The Economics of Fund Administration

Above all, investors expect fund managers to be good investors – to know value and potential when they see it. The value of an investment in fund administration should be considered on the same terms as an investment in a portfolio asset. Rather than employ, train, equip and manage and in-house team of employees at the expense of the management company, outsourced, specialized fund administration with its flexibility of work-flow and economies of scale shows commitment to the investor experience, concern for the focus of management, a thoughtful counting of costs and an appropriate confidence in an efficient division of labor to the benefit of all parties.

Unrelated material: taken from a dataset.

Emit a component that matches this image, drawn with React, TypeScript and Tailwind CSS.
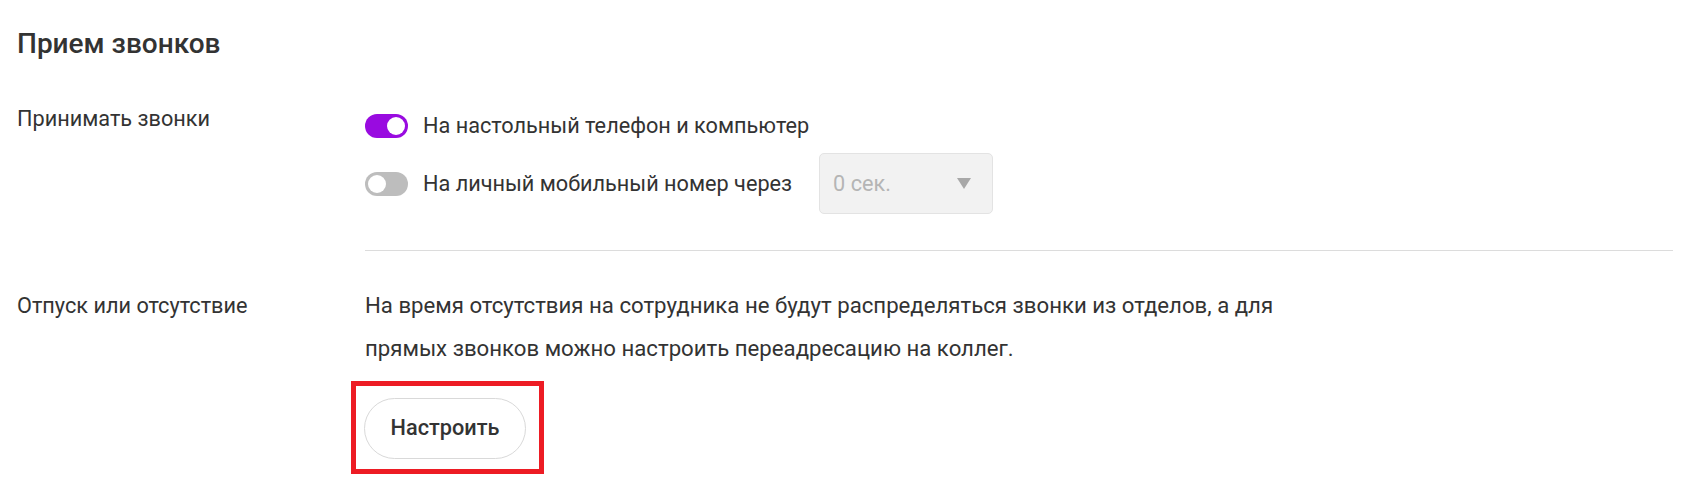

Growing Confidence in 50/20/30

Advisors will need to become confident about incorporating alternatives into their practices and fund administration will be part of that process. The benefits of alternatives for client investors become more compelling every year but a reputation for a rocky investor experience due to inadequate fund administration will disqualify many fund sponsors and slow the adoption of alternatives for many advisors. Private funds have a clear place today in the portfolio of every investor but only if specialized fund administration contributes to the confidence of investors and advisors to take the leap.